**** The input

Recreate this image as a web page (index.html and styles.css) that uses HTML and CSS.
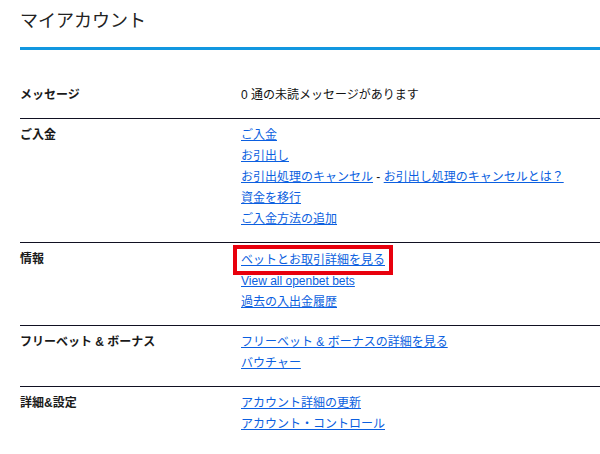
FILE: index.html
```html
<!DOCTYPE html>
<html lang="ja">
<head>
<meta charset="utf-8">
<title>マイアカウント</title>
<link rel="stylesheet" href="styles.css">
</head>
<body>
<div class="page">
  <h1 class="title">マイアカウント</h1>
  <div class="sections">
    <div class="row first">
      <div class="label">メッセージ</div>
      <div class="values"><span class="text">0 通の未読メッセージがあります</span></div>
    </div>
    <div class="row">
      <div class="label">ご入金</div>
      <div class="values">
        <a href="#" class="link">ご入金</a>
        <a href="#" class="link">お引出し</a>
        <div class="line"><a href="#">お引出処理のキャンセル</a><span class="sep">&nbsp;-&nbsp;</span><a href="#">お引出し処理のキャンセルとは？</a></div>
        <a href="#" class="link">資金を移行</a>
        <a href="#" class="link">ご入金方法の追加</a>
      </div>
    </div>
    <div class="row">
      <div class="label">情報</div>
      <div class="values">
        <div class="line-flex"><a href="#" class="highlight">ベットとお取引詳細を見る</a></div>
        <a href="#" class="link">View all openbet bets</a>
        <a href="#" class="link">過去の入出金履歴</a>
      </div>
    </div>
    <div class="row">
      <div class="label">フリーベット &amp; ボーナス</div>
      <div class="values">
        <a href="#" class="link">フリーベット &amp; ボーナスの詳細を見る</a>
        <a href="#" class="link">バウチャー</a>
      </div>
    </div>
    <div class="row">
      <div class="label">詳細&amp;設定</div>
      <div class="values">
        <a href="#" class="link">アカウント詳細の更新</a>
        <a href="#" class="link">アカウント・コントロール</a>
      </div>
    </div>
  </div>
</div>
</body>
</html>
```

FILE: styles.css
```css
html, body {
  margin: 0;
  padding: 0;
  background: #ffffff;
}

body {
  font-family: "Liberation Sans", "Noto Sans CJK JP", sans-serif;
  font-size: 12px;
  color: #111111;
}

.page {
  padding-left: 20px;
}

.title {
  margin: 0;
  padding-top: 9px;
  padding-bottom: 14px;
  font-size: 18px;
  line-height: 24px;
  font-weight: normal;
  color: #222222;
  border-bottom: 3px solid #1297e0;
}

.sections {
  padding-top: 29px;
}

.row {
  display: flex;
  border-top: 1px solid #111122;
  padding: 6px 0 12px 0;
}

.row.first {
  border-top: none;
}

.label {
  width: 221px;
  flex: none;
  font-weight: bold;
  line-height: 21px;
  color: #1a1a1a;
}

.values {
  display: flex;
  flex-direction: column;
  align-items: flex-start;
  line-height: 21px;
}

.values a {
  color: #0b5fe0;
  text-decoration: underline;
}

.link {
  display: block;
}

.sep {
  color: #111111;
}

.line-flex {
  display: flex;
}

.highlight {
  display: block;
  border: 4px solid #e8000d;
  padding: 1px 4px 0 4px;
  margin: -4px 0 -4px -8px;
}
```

********
**** The input

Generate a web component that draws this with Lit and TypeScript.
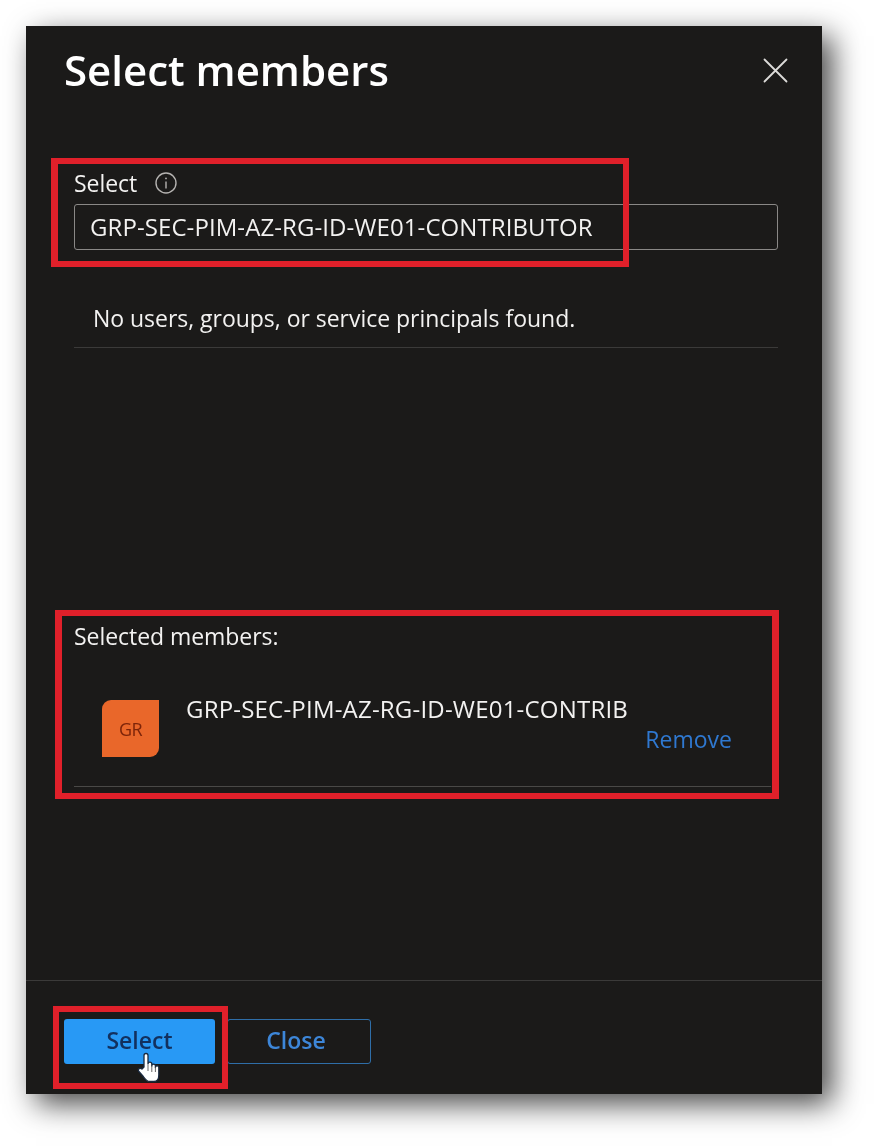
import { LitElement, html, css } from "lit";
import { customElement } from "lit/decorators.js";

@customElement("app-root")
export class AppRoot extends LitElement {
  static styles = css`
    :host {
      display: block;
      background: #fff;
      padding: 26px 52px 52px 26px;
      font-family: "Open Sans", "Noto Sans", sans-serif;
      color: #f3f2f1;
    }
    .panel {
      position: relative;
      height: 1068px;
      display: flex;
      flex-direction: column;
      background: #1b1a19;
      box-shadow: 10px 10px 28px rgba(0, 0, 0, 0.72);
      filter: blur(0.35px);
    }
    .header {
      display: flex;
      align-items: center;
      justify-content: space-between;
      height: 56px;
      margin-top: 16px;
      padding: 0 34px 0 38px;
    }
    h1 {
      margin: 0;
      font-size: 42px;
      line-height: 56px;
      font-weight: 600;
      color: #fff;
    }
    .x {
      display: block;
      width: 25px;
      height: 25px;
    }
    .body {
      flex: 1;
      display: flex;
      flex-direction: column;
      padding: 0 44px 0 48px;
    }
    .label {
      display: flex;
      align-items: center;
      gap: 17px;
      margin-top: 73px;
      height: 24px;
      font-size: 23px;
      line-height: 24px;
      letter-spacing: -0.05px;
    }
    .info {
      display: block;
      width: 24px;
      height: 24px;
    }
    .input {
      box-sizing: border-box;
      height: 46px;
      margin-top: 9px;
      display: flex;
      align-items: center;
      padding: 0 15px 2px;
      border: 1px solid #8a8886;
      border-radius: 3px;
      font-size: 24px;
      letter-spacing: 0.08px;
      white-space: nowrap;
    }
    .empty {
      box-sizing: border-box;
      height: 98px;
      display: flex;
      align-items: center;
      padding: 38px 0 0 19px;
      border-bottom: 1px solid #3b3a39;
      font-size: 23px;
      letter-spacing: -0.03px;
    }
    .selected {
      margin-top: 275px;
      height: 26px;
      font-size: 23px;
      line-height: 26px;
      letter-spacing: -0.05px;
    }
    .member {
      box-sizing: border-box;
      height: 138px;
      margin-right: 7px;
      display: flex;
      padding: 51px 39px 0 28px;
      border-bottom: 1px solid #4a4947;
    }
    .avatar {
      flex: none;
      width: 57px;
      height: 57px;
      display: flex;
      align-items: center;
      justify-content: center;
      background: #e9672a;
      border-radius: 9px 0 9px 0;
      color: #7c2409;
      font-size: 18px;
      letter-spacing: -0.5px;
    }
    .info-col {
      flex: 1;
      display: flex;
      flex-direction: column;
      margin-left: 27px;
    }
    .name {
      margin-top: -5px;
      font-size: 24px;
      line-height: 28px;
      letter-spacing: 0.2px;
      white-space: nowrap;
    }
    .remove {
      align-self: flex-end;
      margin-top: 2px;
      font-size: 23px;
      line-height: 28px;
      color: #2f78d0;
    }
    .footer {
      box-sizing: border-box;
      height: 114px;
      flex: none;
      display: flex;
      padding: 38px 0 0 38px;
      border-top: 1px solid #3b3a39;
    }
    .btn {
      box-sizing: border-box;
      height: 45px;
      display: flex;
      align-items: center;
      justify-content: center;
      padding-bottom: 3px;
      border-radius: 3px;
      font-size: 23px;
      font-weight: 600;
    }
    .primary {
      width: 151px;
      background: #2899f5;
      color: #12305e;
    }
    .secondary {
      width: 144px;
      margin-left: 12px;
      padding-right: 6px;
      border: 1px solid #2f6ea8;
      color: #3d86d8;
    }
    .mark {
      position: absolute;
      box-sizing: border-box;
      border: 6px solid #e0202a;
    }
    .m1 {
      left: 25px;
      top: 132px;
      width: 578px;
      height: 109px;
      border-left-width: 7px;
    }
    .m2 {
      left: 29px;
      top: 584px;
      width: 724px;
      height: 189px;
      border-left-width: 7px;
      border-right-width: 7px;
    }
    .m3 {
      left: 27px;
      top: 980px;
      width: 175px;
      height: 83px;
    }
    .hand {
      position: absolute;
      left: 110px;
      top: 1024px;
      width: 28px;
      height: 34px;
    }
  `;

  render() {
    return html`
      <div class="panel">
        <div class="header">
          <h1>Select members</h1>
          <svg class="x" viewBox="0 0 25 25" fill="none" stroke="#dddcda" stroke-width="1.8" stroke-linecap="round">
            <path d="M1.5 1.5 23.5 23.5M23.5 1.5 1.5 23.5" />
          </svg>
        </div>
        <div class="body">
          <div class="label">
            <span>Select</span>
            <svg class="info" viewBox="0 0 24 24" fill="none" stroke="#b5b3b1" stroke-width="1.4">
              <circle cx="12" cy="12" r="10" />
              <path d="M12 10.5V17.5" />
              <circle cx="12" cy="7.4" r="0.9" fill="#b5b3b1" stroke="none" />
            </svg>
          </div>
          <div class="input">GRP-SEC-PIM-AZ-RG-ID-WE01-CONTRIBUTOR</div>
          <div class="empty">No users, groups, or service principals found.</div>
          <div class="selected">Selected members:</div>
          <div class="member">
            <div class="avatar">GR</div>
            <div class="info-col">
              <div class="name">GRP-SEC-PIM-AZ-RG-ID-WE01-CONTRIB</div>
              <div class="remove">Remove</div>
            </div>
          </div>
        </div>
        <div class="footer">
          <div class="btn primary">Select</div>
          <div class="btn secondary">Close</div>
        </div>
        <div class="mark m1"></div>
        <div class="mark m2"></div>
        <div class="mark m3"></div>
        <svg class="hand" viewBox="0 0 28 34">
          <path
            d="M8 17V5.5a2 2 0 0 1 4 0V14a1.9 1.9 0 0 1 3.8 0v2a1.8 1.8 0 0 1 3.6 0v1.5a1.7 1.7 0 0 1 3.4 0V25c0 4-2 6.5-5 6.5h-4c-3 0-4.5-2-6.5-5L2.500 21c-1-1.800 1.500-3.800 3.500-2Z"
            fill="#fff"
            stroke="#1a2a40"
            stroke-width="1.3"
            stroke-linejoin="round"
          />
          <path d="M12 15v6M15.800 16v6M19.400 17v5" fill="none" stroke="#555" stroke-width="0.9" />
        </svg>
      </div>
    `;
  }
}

********

Instructions to follow —
Find "page". Copy every line it occurs in.

Reply to the task —
Recreate this image as a web page (index.html and styles.css) that uses HTML and CSS.
<div class="page">
.page {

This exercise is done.